Currently, flame retardants are mainly used in systems containing different flame retardant components. In this way a synergistic effect is achieved which improves the properties of the materials against fire with respect to the components separately. Thus, for example, the formation of a carbonaceous layer produced by a phosphorus-based flame retardant can be combined with the action in the gas phase produced by a halogenated flame retardant or, the same type of mechanism can be reinforced by combining two classes of FRs, such as nanoclays with phosphorus-based flame retardants, both acting in the condensed phase.
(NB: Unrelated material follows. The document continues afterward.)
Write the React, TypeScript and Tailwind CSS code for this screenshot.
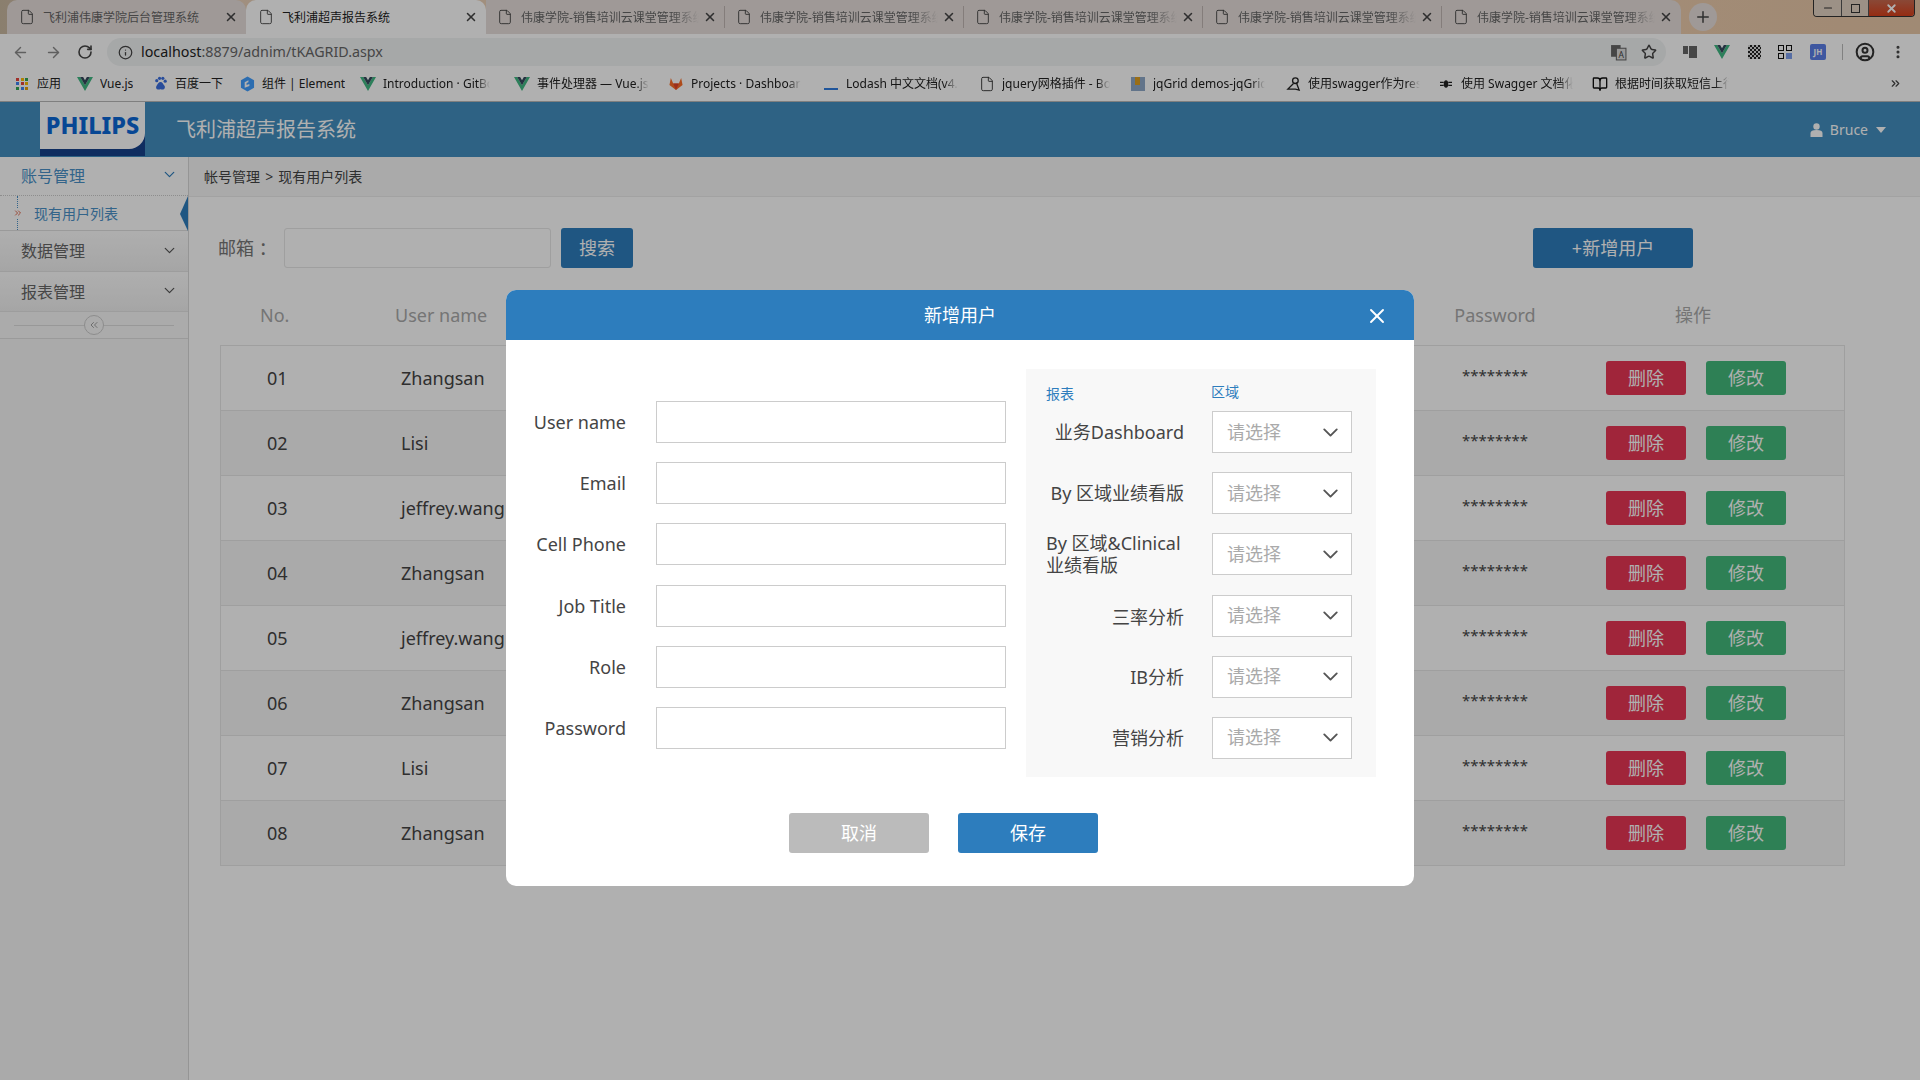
import React from "react";
import { ArrowLeft, ArrowRight, RotateCw, Info, Star, CircleUser, EllipsisVertical, BookOpen, ChevronDown, ChevronsLeft, ChevronsRight, Plus, X, File, Minus } from "lucide-react";

const FONT = "font-['Noto_Sans','Noto_Sans_CJK_SC',sans-serif]";

function VueIcon({ className = "" }: { className?: string }) {
  return (
    <svg viewBox="0 0 24 21" className={className}>
      <path d="M0 0h4.8L12 12.5 19.2 0H24L12 21z" fill="#41b883" />
      <path d="M4.8 0h4.4L12 4.9 14.8 0h4.4L12 12.5z" fill="#35495e" />
    </svg>
  );
}

function Tab({ text, active, first, last }: { text: string; active?: boolean; first?: boolean; last?: boolean }) {
  const box = first
    ? "w-[239px] rounded-t-[10px] bg-[#e6dedb] pl-[12px]"
    : active
      ? "w-[240px] rounded-t-[10px] bg-white pl-[12px]"
      : `w-[239px] bg-[#e6dedb] pl-[11px] ${last ? "rounded-tr-[10px]" : ""}`;
  const inactive = !first && !active;
  return (
    <div className={`relative flex h-[34px] shrink-0 items-center ${box}`}>
      <File className="h-[16px] w-[16px] shrink-0 text-[#444]" strokeWidth={1.4} />
      <span className={`ml-[8px] overflow-hidden pt-[1px] text-[12px] whitespace-nowrap ${active ? "w-[160px] text-[#222]" : "text-[#666]"} ${first ? "w-[160px]" : ""} ${inactive ? "w-[178px] [mask-image:linear-gradient(to_right,black_85%,transparent)]" : ""}`}>{text}</span>
      <X className="absolute right-[8px] top-[10px] h-[14px] w-[14px] text-[#444]" strokeWidth={2.6} />
      {inactive && !last ? <span className="absolute right-0 top-[6px] h-[22px] w-px bg-[#bfb6b2]" /> : null}
    </div>
  );
}

const fade = "[mask-image:linear-gradient(to_right,black_88%,transparent)]";

function Bookmark({ w, icon, text, clip }: { w: number; icon: React.ReactNode; text: string; clip?: number }) {
  return (
    <div className="flex shrink-0 items-center" style={{ width: w }}>
      <div className="flex w-[16px] shrink-0 items-center justify-center">{icon}</div>
      <span className={`ml-[7px] overflow-hidden pt-[1px] text-[12px] whitespace-nowrap text-[#222] ${clip ? fade : ""}`} style={clip ? { width: clip } : undefined}>{text}</span>
    </div>
  );
}

function DocIcon() {
  return <File className="h-[16px] w-[16px] text-[#333]" strokeWidth={1.4} />;
}

function Bookmarks() {
  return (
    <div className="flex h-[36px] items-center border-b border-[#b9b9b9] bg-white pl-[14px]">
      <Bookmark w={63} text="应用" icon={
        <div className="grid grid-cols-3 gap-[1.5px]">
          {["#e8453c","#fbbc05","#34a853","#4285f4","#e8453c","#fbbc05","#34a853","#4285f4","#e8a005"].map((c, i) => <span key={i} className="h-[3px] w-[3px]" style={{ background: c }} />)}
        </div>} />
      <Bookmark w={75} text="Vue.js" icon={<VueIcon className="h-[14px] w-[16px]" />} />
      <Bookmark w={87} text="百度一下" icon={
        <svg viewBox="0 0 16 16" className="h-[15px] w-[15px]" fill="#3a6fe0"><circle cx="4" cy="5" r="1.7"/><circle cx="7" cy="2.5" r="1.7"/><circle cx="10.5" cy="2.5" r="1.7"/><circle cx="13" cy="5.5" r="1.7"/><path d="M8 6.5c2 0 2.5 2 4 3.5s.5 4.5-2 4.5c-1 0-1.300-.5-2-.5s-1 .5-2 .5c-2.500 0-3.500-2.500-2-4.500s2-3.500 4-3.500z"/></svg>} />
      <Bookmark w={121} text="组件 | Element" icon={
        <svg viewBox="0 0 16 16" className="h-[16px] w-[15px]"><path d="M8 0l7 4v8l-7 4-7-4V4z" fill="#409eff"/><path d="M5 6l4-2v2L7 7v2l3-1v2l-5 2z" fill="#fff"/></svg>} />
      <Bookmark w={154} text="Introduction · GitBook" clip={107} icon={<VueIcon className="h-[14px] w-[16px]" />} />
      <Bookmark w={154} text="事件处理器 — Vue.js" clip={112} icon={<VueIcon className="h-[14px] w-[16px]" />} />
      <Bookmark w={155} text="Projects · Dashboard" clip={110} icon={
        <svg viewBox="0 0 16 16" className="h-[15px] w-[16px]"><path d="M8 15L1 9.500 2.500 2 5 8h6l2.500-6L15 9.500z" fill="#fc6d26"/><path d="M8 15L5 8h6z" fill="#e24329"/></svg>} />
      <Bookmark w={156} text="Lodash 中文文档(v4.16)" clip={112} icon={<span className="mt-[10px] h-[2px] w-[14px] bg-[#2f7be0]" />} />
      <Bookmark w={151} text="jquery网格插件 - Bootstrap" clip={108} icon={<DocIcon />} />
      <Bookmark w={155} text="jqGrid demos-jqGrid" clip={112} icon={
        <span className="relative block h-[14px] w-[14px] bg-[#8fa8c8]"><span className="absolute left-[4px] top-0 h-[8px] w-[5px] bg-[#e0a020]" /></span>} />
      <Bookmark w={153} text="使用swagger作为restful" clip={112} icon={
        <svg viewBox="0 0 16 16" className="h-[15px] w-[15px]" fill="none" stroke="#222" strokeWidth="1.4"><circle cx="10" cy="5" r="3"/><path d="M8 8L2 14h8l4 1-3-8"/></svg>} />
      <Bookmark w={154} text="使用 Swagger 文档化" clip={112} icon={
        <svg viewBox="0 0 16 16" className="h-[12px] w-[16px]" fill="#222"><ellipse cx="8" cy="8" rx="3" ry="5"/><path d="M0 5h5v1.500H0zM11 5h5v1.500h-5zM0 9h5v1.500H0zM11 9h5v1.500h-5z"/></svg>} />
      <Bookmark w={297} text="根据时间获取短信上行" clip={114} icon={<BookOpen className="h-[16px] w-[16px] text-[#111]" strokeWidth={2} />} />
      <ChevronsRight className="h-[13px] w-[13px] text-[#444]" strokeWidth={2.2} />
    </div>
  );
}

function Chrome() {
  return (
    <div className="w-full">
      <div className="relative flex h-[34px] bg-[linear-gradient(90deg,#c9b8a0_0%,#e8d0b8_10%,#f0cfb0_70%,#e8c8a8_100%)] pl-[7px]">
        <Tab first text="飞利浦伟康学院后台管理系统" />
        <Tab active text="飞利浦超声报告系统" />
        {Array.from({ length: 5 }).map((_, i) => <Tab key={i} last={i === 4} text="伟康学院-销售培训云课堂管理系统" />)}
        <div className="ml-[8px] mt-[3px] flex h-[28px] w-[28px] items-center justify-center rounded-full bg-[#e6dedb]">
          <Plus className="h-[18px] w-[18px] text-[#444]" strokeWidth={2} />
        </div>
        <div className="absolute right-[5px] top-0 flex h-[17px] w-[102px] overflow-hidden rounded-b-[4px] border border-t-0 border-[#333]">
          <div className="flex w-[28px] items-center justify-center border-r border-[#555] bg-[#e2d2c2]"><Minus className="h-[12px] w-[12px] text-[#333]" strokeWidth={2.4} /></div>
          <div className="flex w-[27px] items-center justify-center border-r border-[#555] bg-[#e2d2c2]"><span className="block h-[9px] w-[9px] border-[1.5px] border-[#333]" /></div>
          <div className="flex flex-1 items-center justify-center bg-[linear-gradient(180deg,#c86a50,#d8401c)]"><X className="h-[13px] w-[13px] text-white" strokeWidth={3.4} /></div>
        </div>
      </div>
      <div className="flex h-[32px] items-center bg-white pt-[4px]">
        <div className="flex w-[107px] shrink-0 items-center pl-[12px]">
          <ArrowLeft className="h-[17px] w-[17px] text-[#8a8a8a]" strokeWidth={2} />
          <ArrowRight className="ml-[16px] h-[17px] w-[17px] text-[#8a8a8a]" strokeWidth={2} />
          <RotateCw className="ml-[15px] h-[16px] w-[16px] text-[#444]" strokeWidth={2.4} />
        </div>
        <div className="flex h-[28px] w-[1559px] items-center rounded-full bg-[#f1f3f4] pl-[11px] pr-[9px]">
          <Info className="h-[15px] w-[15px] text-[#444]" strokeWidth={2} />
          <span className="ml-[8px] text-[14.3px] text-[#666]"><span className="text-[#222]">localhost</span>:8879/adnim/tKAGRID.aspx</span>
          <svg viewBox="0 0 16 16" className="ml-auto mr-[14px] h-[17px] w-[17px]"><rect x="1" y="1" width="9" height="11" fill="#666"/><rect x="6" y="4" width="9" height="11" fill="#ddd" stroke="#666"/><text x="8" y="13" fontSize="8" fill="#444">A</text></svg>
          <Star className="h-[16px] w-[16px] text-[#444]" strokeWidth={2.2} />
        </div>
        <div className="flex flex-1 items-center pl-[17px]">
          <span className="flex h-[12px] w-[14px] gap-[1px]"><span className="h-[8px] w-[5px] bg-[#666]" /><span className="h-[12px] w-[8px] bg-[#666]" /></span>
          <VueIcon className="ml-[17px] h-[14px] w-[16px]" />
          <span className="ml-[18px] block h-[14px] w-[13px] bg-[repeating-conic-gradient(#222_0_25%,#ddd_0_50%)] bg-[length:4px_4px]" />
          <span className="ml-[17px] grid h-[14px] w-[14px] grid-cols-2 gap-[2px]">
            <span className="border border-[#111]" /><span className="border border-[#111]" /><span className="border border-[#111]" /><span className="bg-[#7fa0ee]" />
          </span>
          <span className="ml-[18px] flex h-[16px] w-[16px] items-center justify-center rounded-[2px] bg-[#5a7fe8] text-[8px] font-bold text-white">JH</span>
          <span className="ml-[16px] h-[16px] w-px bg-[#bbb]" />
          <CircleUser className="ml-[12px] h-[20px] w-[20px] text-[#333]" strokeWidth={2.4} />
          <EllipsisVertical className="ml-[15px] h-[16px] w-[16px] text-[#444]" strokeWidth={2.6} />
        </div>
      </div>
      <Bookmarks />
    </div>
  );
}

function Header() {
  return (
    <div className="flex h-[55px] items-start bg-[#438fbf] pl-[40px]">
      <div className="relative h-[54px] w-[105px] overflow-hidden bg-[#17428c]">
        <div className="flex h-[47px] items-center justify-center rounded-br-[16px] bg-white pt-[1px] text-[23.5px] font-extrabold text-[#0b68d7] font-['Noto_Sans',sans-serif]">PHILIPS</div>
      </div>
      <div className="ml-[31px] self-center text-[20px] text-white">飞利浦超声报告系统</div>
      <div className="ml-auto mr-[34px] flex items-center self-center text-[14px] text-white">
        <svg viewBox="0 0 12 14" className="h-[14px] w-[13px]" fill="#fff"><circle cx="6" cy="3.500" r="3.200"/><path d="M0 14V10c0-2 2-3 6-3s6 1 6 3v4z"/></svg>
        <span className="ml-[7px]">Bruce</span>
        <span className="ml-[8px] h-0 w-0 border-x-[5px] border-t-[6px] border-x-transparent border-t-white" />
      </div>
    </div>
  );
}

function SideItem({ text, h }: { text: string; h: number }) {
  return (
    <div className="flex items-center justify-between border-b border-[#e4e4e4] bg-[linear-gradient(180deg,#fdfdfd,#f0f0f0)] pl-[21px] pr-[10px]" style={{ height: h }}>
      <span className="text-[16px] text-[#666]">{text}</span>
      <ChevronDown className="mt-[-2px] h-[17px] w-[17px] text-[#555]" strokeWidth={1.7} />
    </div>
  );
}

function Sidebar() {
  return (
    <div className="w-[189px] shrink-0 border-r border-[#d8d8d8] bg-[#f6f6f6]">
      <div className="flex h-[39px] items-center justify-between border-b border-dotted border-[#ccc] bg-white pl-[21px] pr-[10px]">
        <span className="text-[16px] text-[#4a91c8]">账号管理</span>
        <ChevronDown className="mt-[-3px] h-[17px] w-[17px] text-[#2d7dbd]" strokeWidth={1.7} />
      </div>
      <div className="relative flex h-[35px] items-center border-b border-[#e0e0e0] bg-white pl-[34px]">
        <span className="absolute left-[17px] top-0 h-full border-l border-dotted border-[#4a91c8]" />
        <ChevronsRight className="absolute left-[13px] top-[12px] h-[10px] w-[10px] bg-white text-[#e06a50]" strokeWidth={2.4} />
        <span className="text-[14px] text-[#4a91c8]">现有用户列表</span>
        <svg viewBox="0 0 8 35" className="absolute right-0 top-0 h-[35px] w-[8px]" preserveAspectRatio="none"><path d="M8 0L0 18l8 17z" fill="#2d7dbd" /></svg>
      </div>
      <SideItem text="数据管理" h={41} />
      <SideItem text="报表管理" h={40} />
      <div className="relative flex h-[27px] items-center justify-center border-b border-[#e0e0e0] bg-[#f8f8f8]">
        <span className="mx-[14px] h-px w-full bg-[#ddd]" />
        <span className="absolute left-[84px] top-[3px] flex h-[20px] w-[20px] items-center justify-center rounded-full border border-[#ccc] bg-[#f8f8f8]">
          <ChevronsLeft className="h-[12px] w-[12px] text-[#888]" strokeWidth={1.6} />
        </span>
      </div>
    </div>
  );
}

const rows = ["Zhangsan", "Lisi", "jeffrey.wang", "Zhangsan", "jeffrey.wang", "Zhangsan", "Lisi", "Zhangsan"];
const cols = "grid-cols-[115px_1048px_222px_1fr]";

function Table() {
  return (
    <div className="ml-[31px] mr-[75px] mt-[30px]">
      <div className={`grid h-[47px] ${cols} items-start text-[18px] text-[#aaa]`}>
        <span className="pl-[40px] pt-[4px]">No.</span>
        <span className="pl-[60px] pt-[4px]">User name</span>
        <span className="pl-[2px] pt-[4px] text-center">Password</span>
        <span className="pl-[70px] pt-[4px]">操作</span>
      </div>
      <div className="border border-b-0 border-[#e6e6e6]">
        {rows.map((n, i) => (
          <div key={i} className={`grid h-[65px] ${cols} items-center border-b border-[#e6e6e6] text-[18px] text-[#444] ${i % 2 ? "bg-[#f7f7f7]" : "bg-white"}`}>
            <span className="pl-[46px]">{`0${i + 1}`}</span>
            <span className="pl-[65px]">{n}</span>
            <span className="mb-[5px] text-center text-[15px]">********</span>
            <div className="flex gap-[20px]">
              <button className="h-[34px] w-[80px] rounded-[3px] bg-[#e83654] text-[18px] text-white">删除</button>
              <button className="h-[34px] w-[80px] rounded-[3px] bg-[#43ba7b] text-[18px] text-white">修改</button>
            </div>
          </div>
        ))}
      </div>
    </div>
  );
}

function Content() {
  return (
    <div className="flex-1">
      <div className="flex h-[40px] items-center border-b border-[#ebebeb] bg-[#f7f7f7] pl-[15px] text-[14px] text-[#444] [word-spacing:1.5px]">帐号管理 &gt; 现有用户列表</div>
      <div className="mt-[31px] flex h-[40px] items-center pl-[29px] pr-[227px]">
        <span className="w-[66px] text-[18px] text-[#777]">邮箱 ：</span>
        <div className="h-[40px] w-[267px] rounded-[3px] border border-[#e6e6e6] bg-white" />
        <button className="ml-[10px] h-[40px] w-[72px] rounded-[3px] bg-[#2d7dbd] text-[18px] text-white">搜索</button>
        <button className="ml-auto h-[40px] w-[160px] rounded-[3px] bg-[#2d7dbd] text-[18px] text-white">+新增用户</button>
      </div>
      <Table />
    </div>
  );
}

const leftFields = ["User name", "Email", "Cell Phone", "Job Title", "Role", "Password"];
const rightFields = [
  { t: "业务Dashboard", cls: "text-right pb-[1px]" },
  { t: "By 区域业绩看版", cls: "text-right pb-[1px]" },
  { t: "By 区域&Clinical 业绩看版", cls: "text-left pb-[1px]" },
  { t: "三率分析", cls: "text-right pt-[2px]" },
  { t: "IB分析", cls: "text-right pt-[1px]" },
  { t: "营销分析", cls: "text-right pt-[1px]" },
];

function Modal() {
  return (
    <div className="absolute inset-0 bg-[rgba(0,0,0,0.31)]">
      <div className="ml-[506px] mt-[290px] h-[596px] w-[908px] overflow-hidden rounded-[10px] bg-white">
        <div className="relative flex h-[50px] items-center justify-center bg-[#2d7dbd] text-[18px] text-white">
          新增用户
          <X className="absolute right-[25px] top-[14px] h-[24px] w-[24px]" strokeWidth={1.9} />
        </div>
        <div className="flex items-start">
          <div className="mt-[61px] flex w-[500px] shrink-0 flex-col gap-[19.2px]">
            {leftFields.map((f) => (
              <div key={f} className="flex h-[42px] items-center">
                <label className="w-[120px] pt-[1px] text-right text-[18px] text-[#444]">{f}</label>
                <div className="ml-[30px] h-[42px] w-[350px] border border-[#ccc] bg-white" />
              </div>
            ))}
          </div>
          <div className="ml-[20px] mt-[29px] h-[408px] w-[350px] bg-[#f8f8f8] pl-[20px] pt-[13px]">
            <div className="flex h-[29px] items-start text-[14px] text-[#2d7dbd]">
              <span className="mt-[1px] w-[165px]">报表</span>
              <span className="-mt-[1px]">区域</span>
            </div>
            <div className="flex flex-col gap-[19.2px]">
              {rightFields.map((f) => (
                <div key={f.t} className="flex h-[42px] items-center">
                  <label className={`w-[138px] text-[18px] leading-[22px] text-[#444] ${f.cls}`}>{f.t}</label>
                  <div className="ml-[28px] flex h-[42px] w-[140px] items-center justify-between border border-[#ccc] bg-white pl-[14px] pr-[8px]">
                    <span className="text-[18px] text-[#aaa]">请选择</span>
                    <ChevronDown className="h-[25px] w-[25px] text-[#555]" strokeWidth={1.8} />
                  </div>
                </div>
              ))}
            </div>
          </div>
        </div>
        <div className="mt-[36px] flex gap-[29px] pl-[283px]">
          <button className="h-[40px] w-[140px] rounded-[3px] bg-[#bbbbbb] text-[18px] text-white">取消</button>
          <button className="h-[40px] w-[140px] rounded-[3px] bg-[#2d7dbd] text-[18px] text-white">保存</button>
        </div>
      </div>
    </div>
  );
}

export default function App() {
  return (
    <div className={`relative h-[1080px] w-[1920px] overflow-hidden bg-white ${FONT}`}>
      <Chrome />
      <Header />
      <div className="flex h-[923px]">
        <Sidebar />
        <Content />
      </div>
      <Modal />
    </div>
  );
}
Another type of combination of components to achieve flame retardancy in polymeric materials are the so-called intumescent systems. They are based on the formation of a voluminous and insulating layer that acts as protection through simultaneous carbonization and foaming. The formulation of an intumescent system consists of three components: (i) an acid source (phosphoric, sulfuric, boric acid, ammonium salts, amine or amide phosphates, organophosphorus compounds), (ii) a carbonizing agent (usually a carbohydrate), for example, starch, dextrins, sorbitol, mannitol, etc.) and (iii) a foaming or swelling agent (urea, melamine, polyamides, urea-formaldehyde resins, etc.). These systems can be used in a large number of polymers such as polyamides, polyesters, polyolefins, epoxy and styrenics. The new intumescent systems are also an example of the synergistic effect against fire by combining different FRs.
Types of retardants
Among all the retardants that are currently on the market, it has been shown that the best properties to fight fire are obtained with halogenated additives. These additives had constituted most of the flame retardant solutions until new environmental directives appeared, such as those of REACH, WEEE and RoHS, which currently restrict their use. This is due to the adverse effects produced both on the organism and on the environment, among which include toxicity, bioaccumulation, persistence in the body and long-range transfer through the trophic chain. That is why the new trends in additivities with flame retardants are based on the use of non-halogenated substances.
Among the non-halogenated flame retardants, aluminium trihydrate (ATH or Al (OH) 3) is the most widely used flame retardant, which together with other metal hydroxides such as magnesium and phosphorus-based additives are almost half by weight of the market (see figure 3). It is anticipated that phosphorus-based flame retardants will continue to record one of the fastest market gains, since they have been shown to be one of the best substitutes for halogenated FRs in terms of both cost and final performance. In addition, other FRs such as melamine will also continue to experience continued growth.